YOUR OBJECTIVE —
Repeat the entries below exactly as they appear, with no pictures.

PROVIDED INFORMATION —
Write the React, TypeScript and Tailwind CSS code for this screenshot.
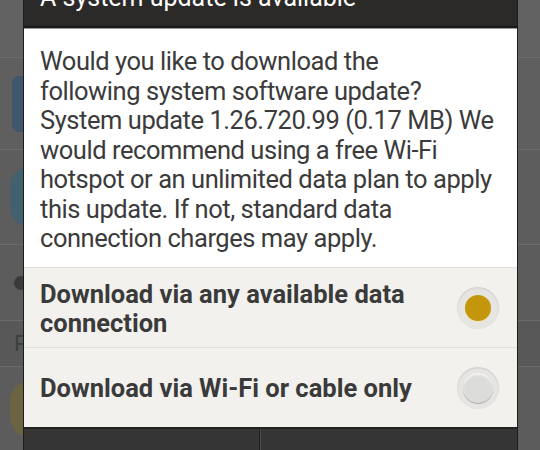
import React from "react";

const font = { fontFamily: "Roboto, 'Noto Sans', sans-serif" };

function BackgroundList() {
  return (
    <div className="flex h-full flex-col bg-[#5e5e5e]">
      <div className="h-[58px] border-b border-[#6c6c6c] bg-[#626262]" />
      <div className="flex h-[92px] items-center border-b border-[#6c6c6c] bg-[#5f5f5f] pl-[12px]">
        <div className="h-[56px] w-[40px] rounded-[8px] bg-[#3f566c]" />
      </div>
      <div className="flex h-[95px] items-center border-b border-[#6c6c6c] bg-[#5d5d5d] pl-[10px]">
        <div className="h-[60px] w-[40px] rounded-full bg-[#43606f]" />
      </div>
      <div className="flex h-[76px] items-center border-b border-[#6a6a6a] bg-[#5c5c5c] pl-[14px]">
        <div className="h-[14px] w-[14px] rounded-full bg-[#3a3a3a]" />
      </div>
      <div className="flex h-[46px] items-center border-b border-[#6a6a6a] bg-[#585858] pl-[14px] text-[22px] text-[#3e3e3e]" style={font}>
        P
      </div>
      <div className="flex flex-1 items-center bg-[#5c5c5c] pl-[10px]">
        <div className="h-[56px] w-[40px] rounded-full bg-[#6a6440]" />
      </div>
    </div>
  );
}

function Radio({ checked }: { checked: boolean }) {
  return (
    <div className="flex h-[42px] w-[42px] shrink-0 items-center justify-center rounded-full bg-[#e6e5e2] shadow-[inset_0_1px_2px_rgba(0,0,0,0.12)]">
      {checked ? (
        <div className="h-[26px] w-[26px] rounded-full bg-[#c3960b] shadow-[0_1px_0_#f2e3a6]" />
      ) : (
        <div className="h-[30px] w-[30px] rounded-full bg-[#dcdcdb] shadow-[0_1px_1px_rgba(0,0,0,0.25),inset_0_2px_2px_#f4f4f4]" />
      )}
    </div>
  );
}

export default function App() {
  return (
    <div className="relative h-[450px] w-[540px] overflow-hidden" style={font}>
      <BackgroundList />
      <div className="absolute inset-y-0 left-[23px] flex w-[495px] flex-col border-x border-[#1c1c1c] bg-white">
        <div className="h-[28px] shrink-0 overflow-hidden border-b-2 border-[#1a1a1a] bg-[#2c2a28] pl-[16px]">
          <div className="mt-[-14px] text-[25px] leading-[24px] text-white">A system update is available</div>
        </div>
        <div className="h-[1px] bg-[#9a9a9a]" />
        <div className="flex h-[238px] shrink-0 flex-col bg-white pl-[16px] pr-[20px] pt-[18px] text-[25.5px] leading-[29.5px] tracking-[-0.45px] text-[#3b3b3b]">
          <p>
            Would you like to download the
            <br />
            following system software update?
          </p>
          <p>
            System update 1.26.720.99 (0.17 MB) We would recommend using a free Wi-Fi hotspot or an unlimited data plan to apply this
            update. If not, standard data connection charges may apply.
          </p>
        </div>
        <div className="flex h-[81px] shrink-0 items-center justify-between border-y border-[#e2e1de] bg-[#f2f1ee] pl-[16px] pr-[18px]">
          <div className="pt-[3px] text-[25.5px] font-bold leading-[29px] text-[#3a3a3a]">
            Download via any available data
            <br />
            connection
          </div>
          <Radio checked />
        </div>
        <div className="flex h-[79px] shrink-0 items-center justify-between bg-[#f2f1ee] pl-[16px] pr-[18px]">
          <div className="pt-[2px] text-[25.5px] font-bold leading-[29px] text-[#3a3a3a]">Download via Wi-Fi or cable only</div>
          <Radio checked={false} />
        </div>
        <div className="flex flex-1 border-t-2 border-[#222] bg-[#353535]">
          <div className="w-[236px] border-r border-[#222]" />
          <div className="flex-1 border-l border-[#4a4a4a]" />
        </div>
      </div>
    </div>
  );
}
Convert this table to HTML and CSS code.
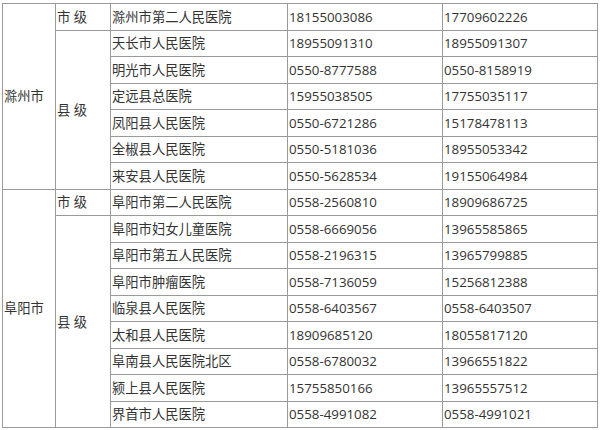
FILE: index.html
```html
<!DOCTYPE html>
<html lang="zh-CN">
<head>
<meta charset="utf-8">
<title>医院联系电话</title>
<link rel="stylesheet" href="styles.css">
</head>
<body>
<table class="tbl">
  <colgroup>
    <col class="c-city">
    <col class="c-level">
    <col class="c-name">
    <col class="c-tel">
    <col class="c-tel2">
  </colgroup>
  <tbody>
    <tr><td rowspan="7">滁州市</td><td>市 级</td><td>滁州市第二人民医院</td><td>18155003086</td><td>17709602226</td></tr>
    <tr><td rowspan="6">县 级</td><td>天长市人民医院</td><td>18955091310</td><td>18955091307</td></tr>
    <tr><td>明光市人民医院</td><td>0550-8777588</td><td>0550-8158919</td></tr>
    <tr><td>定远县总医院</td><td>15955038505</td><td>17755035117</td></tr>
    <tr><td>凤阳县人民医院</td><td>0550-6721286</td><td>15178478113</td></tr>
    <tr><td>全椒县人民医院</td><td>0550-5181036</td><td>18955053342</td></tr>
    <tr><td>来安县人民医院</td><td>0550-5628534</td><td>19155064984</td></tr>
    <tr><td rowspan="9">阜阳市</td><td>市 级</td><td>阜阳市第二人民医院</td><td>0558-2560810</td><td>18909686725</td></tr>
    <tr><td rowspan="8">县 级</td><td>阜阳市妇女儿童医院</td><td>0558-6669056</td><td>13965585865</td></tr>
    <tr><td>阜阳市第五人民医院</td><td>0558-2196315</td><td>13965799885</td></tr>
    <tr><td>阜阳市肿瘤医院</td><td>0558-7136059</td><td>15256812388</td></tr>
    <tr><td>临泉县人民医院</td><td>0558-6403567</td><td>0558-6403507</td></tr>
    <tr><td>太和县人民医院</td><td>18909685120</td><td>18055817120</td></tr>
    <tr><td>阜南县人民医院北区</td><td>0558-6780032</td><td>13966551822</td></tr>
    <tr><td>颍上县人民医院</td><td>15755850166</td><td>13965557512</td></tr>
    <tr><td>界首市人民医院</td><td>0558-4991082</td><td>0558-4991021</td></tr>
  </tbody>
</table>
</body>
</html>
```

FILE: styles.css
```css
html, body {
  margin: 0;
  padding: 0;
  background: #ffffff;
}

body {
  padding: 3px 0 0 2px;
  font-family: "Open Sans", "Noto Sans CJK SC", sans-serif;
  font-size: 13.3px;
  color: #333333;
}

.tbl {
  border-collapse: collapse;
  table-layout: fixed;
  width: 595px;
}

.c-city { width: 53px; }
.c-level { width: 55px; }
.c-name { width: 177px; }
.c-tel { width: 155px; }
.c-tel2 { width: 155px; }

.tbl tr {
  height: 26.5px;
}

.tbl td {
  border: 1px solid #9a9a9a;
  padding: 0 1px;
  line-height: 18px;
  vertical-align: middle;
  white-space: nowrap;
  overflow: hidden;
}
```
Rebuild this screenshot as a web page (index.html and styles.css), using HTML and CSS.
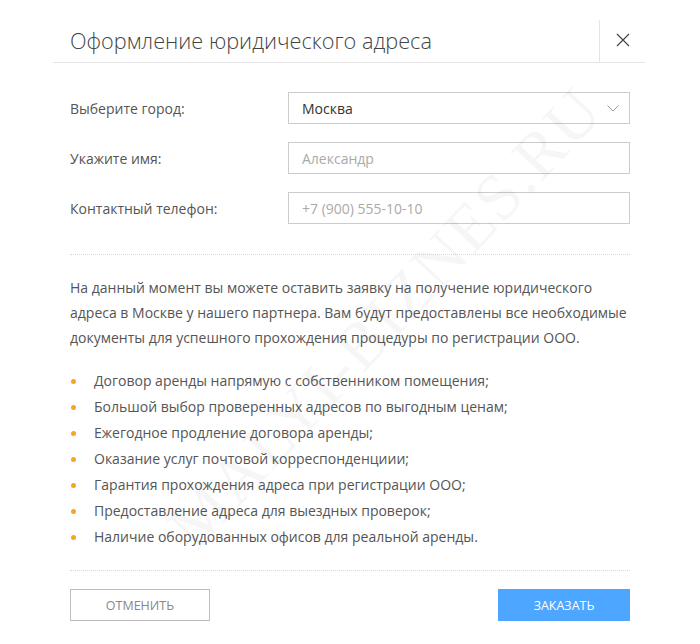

OUTPUT FOR THIS TASK —
Write the React, TypeScript and Tailwind CSS code for this screenshot.
import React from "react";

const font = { fontFamily: "Roboto, 'Noto Sans', sans-serif" };

function BackgroundList() {
  return (
    <div className="flex h-full flex-col bg-[#5e5e5e]">
      <div className="h-[58px] border-b border-[#6c6c6c] bg-[#626262]" />
      <div className="flex h-[92px] items-center border-b border-[#6c6c6c] bg-[#5f5f5f] pl-[12px]">
        <div className="h-[56px] w-[40px] rounded-[8px] bg-[#3f566c]" />
      </div>
      <div className="flex h-[95px] items-center border-b border-[#6c6c6c] bg-[#5d5d5d] pl-[10px]">
        <div className="h-[60px] w-[40px] rounded-full bg-[#43606f]" />
      </div>
      <div className="flex h-[76px] items-center border-b border-[#6a6a6a] bg-[#5c5c5c] pl-[14px]">
        <div className="h-[14px] w-[14px] rounded-full bg-[#3a3a3a]" />
      </div>
      <div className="flex h-[46px] items-center border-b border-[#6a6a6a] bg-[#585858] pl-[14px] text-[22px] text-[#3e3e3e]" style={font}>
        P
      </div>
      <div className="flex flex-1 items-center bg-[#5c5c5c] pl-[10px]">
        <div className="h-[56px] w-[40px] rounded-full bg-[#6a6440]" />
      </div>
    </div>
  );
}

function Radio({ checked }: { checked: boolean }) {
  return (
    <div className="flex h-[42px] w-[42px] shrink-0 items-center justify-center rounded-full bg-[#e6e5e2] shadow-[inset_0_1px_2px_rgba(0,0,0,0.12)]">
      {checked ? (
        <div className="h-[26px] w-[26px] rounded-full bg-[#c3960b] shadow-[0_1px_0_#f2e3a6]" />
      ) : (
        <div className="h-[30px] w-[30px] rounded-full bg-[#dcdcdb] shadow-[0_1px_1px_rgba(0,0,0,0.25),inset_0_2px_2px_#f4f4f4]" />
      )}
    </div>
  );
}

export default function App() {
  return (
    <div className="relative h-[450px] w-[540px] overflow-hidden" style={font}>
      <BackgroundList />
      <div className="absolute inset-y-0 left-[23px] flex w-[495px] flex-col border-x border-[#1c1c1c] bg-white">
        <div className="h-[28px] shrink-0 overflow-hidden border-b-2 border-[#1a1a1a] bg-[#2c2a28] pl-[16px]">
          <div className="mt-[-14px] text-[25px] leading-[24px] text-white">A system update is available</div>
        </div>
        <div className="h-[1px] bg-[#9a9a9a]" />
        <div className="flex h-[238px] shrink-0 flex-col bg-white pl-[16px] pr-[20px] pt-[18px] text-[25.5px] leading-[29.5px] tracking-[-0.45px] text-[#3b3b3b]">
          <p>
            Would you like to download the
            <br />
            following system software update?
          </p>
          <p>
            System update 1.26.720.99 (0.17 MB) We would recommend using a free Wi-Fi hotspot or an unlimited data plan to apply this
            update. If not, standard data connection charges may apply.
          </p>
        </div>
        <div className="flex h-[81px] shrink-0 items-center justify-between border-y border-[#e2e1de] bg-[#f2f1ee] pl-[16px] pr-[18px]">
          <div className="pt-[3px] text-[25.5px] font-bold leading-[29px] text-[#3a3a3a]">
            Download via any available data
            <br />
            connection
          </div>
          <Radio checked />
        </div>
        <div className="flex h-[79px] shrink-0 items-center justify-between bg-[#f2f1ee] pl-[16px] pr-[18px]">
          <div className="pt-[2px] text-[25.5px] font-bold leading-[29px] text-[#3a3a3a]">Download via Wi-Fi or cable only</div>
          <Radio checked={false} />
        </div>
        <div className="flex flex-1 border-t-2 border-[#222] bg-[#353535]">
          <div className="w-[236px] border-r border-[#222]" />
          <div className="flex-1 border-l border-[#4a4a4a]" />
        </div>
      </div>
    </div>
  );
}
Convert this table to HTML and CSS code.
FILE: index.html
```html
<!DOCTYPE html>
<html lang="zh-CN">
<head>
<meta charset="utf-8">
<title>医院联系电话</title>
<link rel="stylesheet" href="styles.css">
</head>
<body>
<table class="tbl">
  <colgroup>
    <col class="c-city">
    <col class="c-level">
    <col class="c-name">
    <col class="c-tel">
    <col class="c-tel2">
  </colgroup>
  <tbody>
    <tr><td rowspan="7">滁州市</td><td>市 级</td><td>滁州市第二人民医院</td><td>18155003086</td><td>17709602226</td></tr>
    <tr><td rowspan="6">县 级</td><td>天长市人民医院</td><td>18955091310</td><td>18955091307</td></tr>
    <tr><td>明光市人民医院</td><td>0550-8777588</td><td>0550-8158919</td></tr>
    <tr><td>定远县总医院</td><td>15955038505</td><td>17755035117</td></tr>
    <tr><td>凤阳县人民医院</td><td>0550-6721286</td><td>15178478113</td></tr>
    <tr><td>全椒县人民医院</td><td>0550-5181036</td><td>18955053342</td></tr>
    <tr><td>来安县人民医院</td><td>0550-5628534</td><td>19155064984</td></tr>
    <tr><td rowspan="9">阜阳市</td><td>市 级</td><td>阜阳市第二人民医院</td><td>0558-2560810</td><td>18909686725</td></tr>
    <tr><td rowspan="8">县 级</td><td>阜阳市妇女儿童医院</td><td>0558-6669056</td><td>13965585865</td></tr>
    <tr><td>阜阳市第五人民医院</td><td>0558-2196315</td><td>13965799885</td></tr>
    <tr><td>阜阳市肿瘤医院</td><td>0558-7136059</td><td>15256812388</td></tr>
    <tr><td>临泉县人民医院</td><td>0558-6403567</td><td>0558-6403507</td></tr>
    <tr><td>太和县人民医院</td><td>18909685120</td><td>18055817120</td></tr>
    <tr><td>阜南县人民医院北区</td><td>0558-6780032</td><td>13966551822</td></tr>
    <tr><td>颍上县人民医院</td><td>15755850166</td><td>13965557512</td></tr>
    <tr><td>界首市人民医院</td><td>0558-4991082</td><td>0558-4991021</td></tr>
  </tbody>
</table>
</body>
</html>
```

FILE: styles.css
```css
html, body {
  margin: 0;
  padding: 0;
  background: #ffffff;
}

body {
  padding: 3px 0 0 2px;
  font-family: "Open Sans", "Noto Sans CJK SC", sans-serif;
  font-size: 13.3px;
  color: #333333;
}

.tbl {
  border-collapse: collapse;
  table-layout: fixed;
  width: 595px;
}

.c-city { width: 53px; }
.c-level { width: 55px; }
.c-name { width: 177px; }
.c-tel { width: 155px; }
.c-tel2 { width: 155px; }

.tbl tr {
  height: 26.5px;
}

.tbl td {
  border: 1px solid #9a9a9a;
  padding: 0 1px;
  line-height: 18px;
  vertical-align: middle;
  white-space: nowrap;
  overflow: hidden;
}
```
Rebuild this screenshot as a web page (index.html and styles.css), using HTML and CSS.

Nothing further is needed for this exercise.